• The request
Say how many lines contain the word "styles". Only the number should be given.

>>

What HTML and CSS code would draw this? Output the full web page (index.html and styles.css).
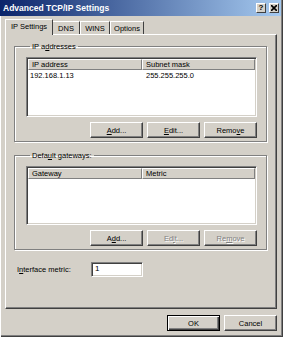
FILE: index.html
```html
<!DOCTYPE html>
<html lang="en">
<head>
    <meta charset="UTF-8">
    <title>Advanced TCP/IP Settings</title>
    <link rel="stylesheet" href="styles.css">
</head>
<body>
    <div class="window">
        <div class="titlebar">
            <span class="title">Advanced TCP/IP Settings</span>
            <div class="caption-buttons">
                <span class="cap-btn help">?</span>
                <span class="cap-btn">
                    <svg width="6" height="6" viewBox="0 0 6 6"><path d="M0 0L6 6M6 0L0 6" stroke="#000" stroke-width="1.6"/></svg>
                </span>
            </div>
        </div>

        <div class="client">
            <div class="tabs">
                <div class="tab active">IP Settings</div>
                <div class="tab dns">DNS</div>
                <div class="tab wins">WINS</div>
                <div class="tab options">Options</div>
            </div>

            <div class="panel">
                <fieldset class="group">
                    <legend>IP a<u>d</u>dresses</legend>
                    <div class="listview">
                        <div class="lv-header">
                            <div class="col c1">IP address</div>
                            <div class="col c2">Subnet mask</div>
                        </div>
                        <div class="lv-row">
                            <span class="c1">192.168.1.13</span>
                            <span class="c2">255.255.255.0</span>
                        </div>
                    </div>
                    <div class="btn-row">
                        <button class="btn"><u>A</u>dd...</button>
                        <button class="btn"><u>E</u>dit...</button>
                        <button class="btn">Remo<u>v</u>e</button>
                    </div>
                </fieldset>

                <fieldset class="group second">
                    <legend>Defa<u>u</u>lt gateways:</legend>
                    <div class="listview short">
                        <div class="lv-header">
                            <div class="col c1">Gateway</div>
                            <div class="col c2">Metric</div>
                        </div>
                    </div>
                    <div class="btn-row">
                        <button class="btn">A<u>d</u>d...</button>
                        <button class="btn" disabled>Ed<u>i</u>t...</button>
                        <button class="btn" disabled>Re<u>m</u>ove</button>
                    </div>
                </fieldset>

                <div class="metric-row">
                    <label>I<u>n</u>terface metric:</label>
                    <div class="textbox">1</div>
                </div>
            </div>

            <div class="dialog-buttons">
                <button class="btn default">OK</button>
                <button class="btn">Cancel</button>
            </div>
        </div>
    </div>
</body>
</html>
```

FILE: styles.css
```css
/* page */
body {
    margin: 0;
    font-family: "Liberation Sans", Arial, sans-serif;
    font-size: 7.5px;
    color: #000;
    background: #d4d0c8;
}

u { text-decoration: underline; }

/* window frame */
.window {
    width: 283px;
    height: 337px;
    box-sizing: border-box;
    background: #d4d0c8;
    box-shadow: inset 1px 0 #fff, inset -1px -1px #404040, inset -2px -2px #808080;
    display: flex;
    flex-direction: column;
}

/* title bar */
.titlebar {
    height: 16px;
    margin-right: 2px;
    background: linear-gradient(to right, #0a246a, #a6caf0);
    display: flex;
    align-items: center;
    justify-content: space-between;
    padding-left: 3px;
}
.title {
    color: #fff;
    font-weight: bold;
    font-size: 8.5px;
}
.caption-buttons { display: flex; gap: 3px; padding-right: 2px; }
.cap-btn {
    width: 10px;
    height: 10px;
    box-sizing: border-box;
    background: #d4d0c8;
    border: 1px solid;
    border-color: #fff #404040 #404040 #fff;
    display: flex;
    align-items: center;
    justify-content: center;
}
.cap-btn.help { font-weight: bold; font-size: 8px; line-height: 1; }

/* dialog body */
.client {
    flex: 1;
    padding: 3px 6px 0 5px;
    display: flex;
    flex-direction: column;
}

/* tabs */
.tabs { display: flex; height: 15px; align-items: flex-end; padding-left: 2px; }
.tab {
    height: 13px;
    box-sizing: border-box;
    border: 1px solid;
    border-color: #fff #404040 transparent #fff;
    border-bottom: none;
    display: flex;
    align-items: center;
    justify-content: center;
}
.tab.dns { width: 28px; }
.tab.wins { width: 30px; }
.tab.options { width: 34px; }
.tab.active {
    width: 48px;
    height: 16px;
    margin: 0 -1px -1px -2px;
    padding-bottom: 2px;
    background: #d4d0c8;
    position: relative;
    z-index: 1;
}

.panel {
    height: 275px;
    box-sizing: border-box;
    border: 1px solid;
    border-color: #fff #404040 #404040 #fff;
    box-shadow: inset -1px -1px #808080;
    padding: 7px 9px 0 8px;
}

/* group boxes */
.group {
    margin: 0;
    padding: 6px 9px 3px 11px;
    border: 1px solid #808080;
    box-shadow: inset 1px 1px #fff, 1px 1px #fff;
}
.group legend { padding: 0 2px; margin-left: 4px; }
.group.second { margin-top: 9px; }

/* list view */
.listview {
    height: 60px;
    box-sizing: border-box;
    background: #fff;
    border: 1px solid;
    border-color: #808080 #fff #fff #808080;
    box-shadow: inset 1px 1px #404040, inset -1px -1px #d4d0c8;
    padding: 1px;
}
.listview.short { height: 59px; }
.lv-header { display: flex; height: 11px; }
.lv-header .col {
    box-sizing: border-box;
    background: #d4d0c8;
    border: 1px solid;
    border-color: #fff #808080 #808080 #fff;
    padding-left: 3px;
    line-height: 9px;
}
.lv-header .c1 { width: 114px; }
.lv-header .c2 { flex: 1; }
.lv-row { display: flex; padding-top: 1px; }
.lv-row .c1 { width: 114px; padding-left: 2px; }
.lv-row .c2 { padding-left: 2px; }

/* buttons */
.btn-row {
    display: flex;
    justify-content: flex-end;
    gap: 4px;
    margin-top: 5px;
}
.btn {
    width: 53px;
    height: 16px;
    box-sizing: border-box;
    padding: 0;
    font: inherit;
    color: #000;
    background: #d4d0c8;
    border: 1px solid;
    border-color: #fff #404040 #404040 #fff;
    box-shadow: inset -1px -1px #808080;
}
.btn:disabled { color: #808080; text-shadow: 1px 1px #fff; }
.btn.default {
    border: 1px solid #000;
    box-shadow: inset 1px 1px #fff, inset -1px -1px #404040, inset -2px -2px #808080;
}

/* interface metric */
.metric-row {
    display: flex;
    align-items: center;
    margin-top: 12px;
    padding-left: 3px;
}
.metric-row label { width: 74px; }
.textbox {
    width: 52px;
    height: 15px;
    box-sizing: border-box;
    background: #fff;
    border: 1px solid;
    border-color: #808080 #fff #fff #808080;
    box-shadow: inset 1px 1px #404040, inset -1px -1px #d4d0c8;
    padding: 1px 3px;
    font-size: 8px;
}

.dialog-buttons {
    display: flex;
    justify-content: flex-end;
    gap: 4px;
    margin-top: 6px;
}
```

<<

• The solution
3